As instructors, the plaintiffs' job was to train Oracle's customers in the use of the company's products.

Sullivan and Evich reside in Colorado, and Burkow resides in Arizona. Required by Oracle to travel, plaintiffs worked mainly in their home states but also in California and several other states.

For years, Oracle did not pay its instructors overtime. The company deemed that its instructors were exempt, as teachers, from California and federal overtime laws.

In 2003, Oracle's instructors sued the company in a federal class action alleging misclassification and seeking unpaid overtime compensation.

Shortly thereafter, Oracle reclassified its instructors and began paying them overtime under California's Labor Code and the federal Fair Labor Standards Act.

In 2005, the federal action was settled and the claims of the plaintiff class dismissed with prejudice, except for the present claims concerning nonresident instructors.

The present claims include:

- Plaintiffs claim overtime compensation under the Labor Code for days longer than eight hours, and weeks longer than 40 hours, worked entirely in California;

- Plaintiffs restate the same claim as one for restitution under the Unfair Competition Law. The plaintiffs contend that Oracle's failure to pay overtime for work performed in California was an "unlawful (or) unfair... business act or practice" for purposes of the UCL; and

- Again under the UCL, plaintiffs claim restitution in the amount of overtime compensation due under the FLSA for weeks longer than 40 hours worked entirely in states other than California.

Plaintiffs plead the claims in a complaint filed in the U.S. District Court for the Central District of California. That court granted Oracle's motion for summary judgment.

On appeal, the Ninth Circuit Court of Appeals affirmed in part and reversed in part.

Reversing on the first and second claims, the appeals court held the Labor Code and the UCL did apply to the plaintiffs' claims for overtime days and weeks worked entirely in California.

Affirming on the third claim, the court held the UCL did not apply to the plaintiffs' claims under the FLSA for overtime worked in other states.

However, the Ninth Circuit subsequently withdrew its opinion and asked the state's high court to decide the underlying questions of California law, on which it had found no directly controlling precedent.

Justice Kathryn Werdegar authored the Court's June 30 opinion.

"California's overtime law, applying to all work performed in the state, regulates even-handedly to effectuate the legitimate local public interests we have previously identified, namely, protecting health and safety, expanding the job market, and guarding against the evils of overwork," Werdegar wrote.

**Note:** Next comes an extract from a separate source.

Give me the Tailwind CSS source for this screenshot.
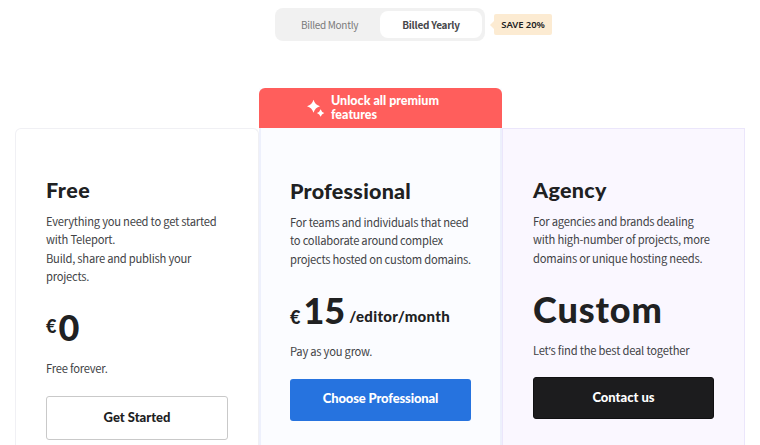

"Oracle's argument that California's overtime laws might burden interstate commerce more than incidentally, by imposing onerous regulations on businesses that bring or send employees to work temporarily in California, is based in large part on the assumption that, if out-of-state employers must pay overtime under California law, they must also comply with every other technical aspect of California wage law. The assumption, as noted, is of doubtful validity."

The Court said to permit nonresidents to work in California without the protection of the state's overtime law would completely sacrifice, as to those employees, its important public policy goals of protecting health and safety and preventing the evils associated with overwork.

"Not to apply California law would also encourage employers to substitute lower paid temporary employees from other states for California employees, thus threatening California's legitimate interest in expanding the job market," it wrote.

For those reasons, the Court said the state's Labor Code does apply to overtime work performed in California for a California-based employer by the out-of-state plaintiffs in this case.

As to whether Oracle's alleged violations of the state's overtime provisions constitute unlawful acts potentially triggering liability under the UCL, the Court answered in the affirmative.

"We have already decided that the failure to pay legally required overtime compensation falls within the UCL's definition of an 'unlawful... business act or practice,'" it wrote.

The third certified question concerns the plaintiffs' claim that Oracle has also failed to compensate them according to the FLSA for overtime worked in other states.

The Court, in its 25-page opinion, said the UCL does not reach the plaintiffs' FLSA claims under the circumstances of this case.

"Neither the language of the UCL nor its legislative history provides any basis for concluding the Legislature intended the UCL to operate extraterritorially," the Court wrote.